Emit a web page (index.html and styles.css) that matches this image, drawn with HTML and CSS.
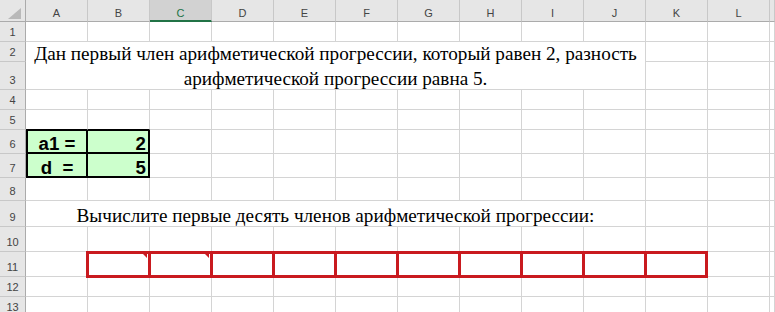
* * * * * * *
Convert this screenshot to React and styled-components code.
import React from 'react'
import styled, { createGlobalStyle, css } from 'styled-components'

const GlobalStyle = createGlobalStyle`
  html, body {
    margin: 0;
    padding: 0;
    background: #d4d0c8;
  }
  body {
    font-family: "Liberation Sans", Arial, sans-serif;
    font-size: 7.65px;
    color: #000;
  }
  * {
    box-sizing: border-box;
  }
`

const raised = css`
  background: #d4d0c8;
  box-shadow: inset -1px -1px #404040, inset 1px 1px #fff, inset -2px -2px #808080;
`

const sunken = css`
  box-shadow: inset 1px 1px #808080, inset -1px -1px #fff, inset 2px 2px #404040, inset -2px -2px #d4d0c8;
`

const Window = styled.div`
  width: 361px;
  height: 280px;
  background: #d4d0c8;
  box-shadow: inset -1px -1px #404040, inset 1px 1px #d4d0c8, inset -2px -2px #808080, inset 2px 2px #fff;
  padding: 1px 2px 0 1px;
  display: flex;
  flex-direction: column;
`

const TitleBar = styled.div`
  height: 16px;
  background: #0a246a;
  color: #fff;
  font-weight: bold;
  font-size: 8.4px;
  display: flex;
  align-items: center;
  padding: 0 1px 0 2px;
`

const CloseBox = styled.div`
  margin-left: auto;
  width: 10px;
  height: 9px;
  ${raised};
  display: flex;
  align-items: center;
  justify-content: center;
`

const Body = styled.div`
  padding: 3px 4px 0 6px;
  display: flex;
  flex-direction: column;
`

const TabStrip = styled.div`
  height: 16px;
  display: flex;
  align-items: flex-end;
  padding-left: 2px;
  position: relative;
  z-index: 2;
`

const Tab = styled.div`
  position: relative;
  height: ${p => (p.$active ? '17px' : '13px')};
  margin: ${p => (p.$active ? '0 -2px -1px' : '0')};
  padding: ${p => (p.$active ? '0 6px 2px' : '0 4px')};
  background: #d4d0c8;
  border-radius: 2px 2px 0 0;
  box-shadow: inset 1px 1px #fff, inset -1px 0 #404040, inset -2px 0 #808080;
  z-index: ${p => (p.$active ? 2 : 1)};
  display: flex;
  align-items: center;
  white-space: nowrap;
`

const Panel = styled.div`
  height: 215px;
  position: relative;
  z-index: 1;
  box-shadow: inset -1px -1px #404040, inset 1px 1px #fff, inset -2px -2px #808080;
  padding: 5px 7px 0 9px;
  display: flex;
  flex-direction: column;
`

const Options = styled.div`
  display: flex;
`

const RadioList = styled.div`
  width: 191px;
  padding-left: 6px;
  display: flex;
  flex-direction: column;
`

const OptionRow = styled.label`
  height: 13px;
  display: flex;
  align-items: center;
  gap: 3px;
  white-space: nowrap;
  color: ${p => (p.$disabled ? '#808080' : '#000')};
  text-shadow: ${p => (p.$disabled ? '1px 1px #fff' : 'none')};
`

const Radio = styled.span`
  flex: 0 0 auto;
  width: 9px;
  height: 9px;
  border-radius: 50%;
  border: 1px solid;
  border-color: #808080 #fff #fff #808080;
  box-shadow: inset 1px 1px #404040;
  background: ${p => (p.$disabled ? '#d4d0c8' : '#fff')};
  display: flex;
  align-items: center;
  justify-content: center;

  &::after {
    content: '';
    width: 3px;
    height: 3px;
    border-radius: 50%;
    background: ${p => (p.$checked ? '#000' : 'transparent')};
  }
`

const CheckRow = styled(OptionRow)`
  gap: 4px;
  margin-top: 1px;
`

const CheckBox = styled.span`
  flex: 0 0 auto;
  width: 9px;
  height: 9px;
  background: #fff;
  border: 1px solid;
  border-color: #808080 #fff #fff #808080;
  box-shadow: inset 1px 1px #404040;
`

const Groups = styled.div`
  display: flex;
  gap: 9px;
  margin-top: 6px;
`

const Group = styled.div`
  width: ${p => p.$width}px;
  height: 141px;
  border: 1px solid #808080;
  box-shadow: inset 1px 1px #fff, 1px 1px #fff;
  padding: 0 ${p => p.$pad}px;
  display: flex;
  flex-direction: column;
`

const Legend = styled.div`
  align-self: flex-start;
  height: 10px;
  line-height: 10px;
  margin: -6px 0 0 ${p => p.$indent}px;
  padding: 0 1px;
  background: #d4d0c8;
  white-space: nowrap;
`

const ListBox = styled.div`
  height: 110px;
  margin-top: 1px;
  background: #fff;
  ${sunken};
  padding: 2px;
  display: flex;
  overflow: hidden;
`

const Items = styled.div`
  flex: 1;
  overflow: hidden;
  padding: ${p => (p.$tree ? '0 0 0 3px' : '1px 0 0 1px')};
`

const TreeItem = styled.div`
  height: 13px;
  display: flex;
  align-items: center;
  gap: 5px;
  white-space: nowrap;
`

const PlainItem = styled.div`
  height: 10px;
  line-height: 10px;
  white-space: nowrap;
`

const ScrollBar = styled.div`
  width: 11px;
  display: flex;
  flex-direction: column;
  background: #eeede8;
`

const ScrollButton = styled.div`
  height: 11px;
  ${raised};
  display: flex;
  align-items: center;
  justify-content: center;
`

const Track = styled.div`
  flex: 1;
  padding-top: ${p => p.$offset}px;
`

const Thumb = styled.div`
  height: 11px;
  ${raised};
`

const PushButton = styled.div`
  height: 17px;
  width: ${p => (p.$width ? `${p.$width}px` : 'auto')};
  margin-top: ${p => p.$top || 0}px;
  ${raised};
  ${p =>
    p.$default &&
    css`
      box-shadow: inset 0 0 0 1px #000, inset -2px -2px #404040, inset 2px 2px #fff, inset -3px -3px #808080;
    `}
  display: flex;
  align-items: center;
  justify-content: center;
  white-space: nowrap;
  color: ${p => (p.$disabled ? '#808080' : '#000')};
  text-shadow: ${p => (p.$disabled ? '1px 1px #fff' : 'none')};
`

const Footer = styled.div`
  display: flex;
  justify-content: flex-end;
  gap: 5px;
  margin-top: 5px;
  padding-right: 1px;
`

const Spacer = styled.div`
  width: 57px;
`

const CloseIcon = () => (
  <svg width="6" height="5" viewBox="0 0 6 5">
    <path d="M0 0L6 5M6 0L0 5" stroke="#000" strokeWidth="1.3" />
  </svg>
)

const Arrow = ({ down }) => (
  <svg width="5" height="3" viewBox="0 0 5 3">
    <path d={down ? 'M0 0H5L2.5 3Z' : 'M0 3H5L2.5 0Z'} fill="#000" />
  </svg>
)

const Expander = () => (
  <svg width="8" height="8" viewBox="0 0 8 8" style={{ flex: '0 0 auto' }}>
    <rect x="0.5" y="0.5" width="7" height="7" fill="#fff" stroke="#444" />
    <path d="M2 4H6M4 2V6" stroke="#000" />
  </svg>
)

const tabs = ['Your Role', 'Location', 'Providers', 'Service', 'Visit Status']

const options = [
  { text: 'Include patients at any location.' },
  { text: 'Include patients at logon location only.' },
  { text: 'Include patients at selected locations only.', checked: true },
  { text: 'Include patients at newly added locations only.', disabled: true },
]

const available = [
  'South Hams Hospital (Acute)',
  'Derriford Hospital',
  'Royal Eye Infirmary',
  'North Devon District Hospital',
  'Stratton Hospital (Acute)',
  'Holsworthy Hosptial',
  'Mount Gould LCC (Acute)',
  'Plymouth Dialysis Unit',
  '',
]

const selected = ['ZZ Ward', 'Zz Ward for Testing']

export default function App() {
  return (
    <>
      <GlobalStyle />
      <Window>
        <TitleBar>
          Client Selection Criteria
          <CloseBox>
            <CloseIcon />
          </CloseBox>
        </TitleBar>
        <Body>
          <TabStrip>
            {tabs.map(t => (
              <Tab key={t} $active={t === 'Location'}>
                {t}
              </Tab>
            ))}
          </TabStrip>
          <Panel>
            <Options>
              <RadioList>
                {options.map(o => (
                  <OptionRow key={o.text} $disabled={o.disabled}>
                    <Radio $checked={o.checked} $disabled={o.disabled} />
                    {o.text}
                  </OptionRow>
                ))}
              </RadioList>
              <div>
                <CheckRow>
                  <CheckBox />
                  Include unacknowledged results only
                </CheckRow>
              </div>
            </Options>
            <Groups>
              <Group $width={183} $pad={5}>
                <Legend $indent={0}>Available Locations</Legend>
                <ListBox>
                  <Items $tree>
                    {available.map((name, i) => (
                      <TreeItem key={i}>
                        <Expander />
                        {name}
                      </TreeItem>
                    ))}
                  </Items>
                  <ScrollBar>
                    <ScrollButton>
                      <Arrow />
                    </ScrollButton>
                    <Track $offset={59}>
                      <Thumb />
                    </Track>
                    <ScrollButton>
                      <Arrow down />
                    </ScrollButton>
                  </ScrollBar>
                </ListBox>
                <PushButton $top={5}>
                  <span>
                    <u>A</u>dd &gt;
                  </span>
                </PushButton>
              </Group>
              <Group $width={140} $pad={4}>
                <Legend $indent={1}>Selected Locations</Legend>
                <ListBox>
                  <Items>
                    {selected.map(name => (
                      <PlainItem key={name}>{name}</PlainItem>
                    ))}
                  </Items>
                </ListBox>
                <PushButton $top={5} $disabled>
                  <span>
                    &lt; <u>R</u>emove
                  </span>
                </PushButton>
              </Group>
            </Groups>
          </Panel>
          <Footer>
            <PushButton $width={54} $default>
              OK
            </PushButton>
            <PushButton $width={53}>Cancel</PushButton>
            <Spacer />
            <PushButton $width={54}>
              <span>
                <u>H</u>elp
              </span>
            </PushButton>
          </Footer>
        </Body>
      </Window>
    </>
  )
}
* * * * * * *
*Exercise requirements*: Give only the count of lines in which the string "index" appears.

*Task output*: 4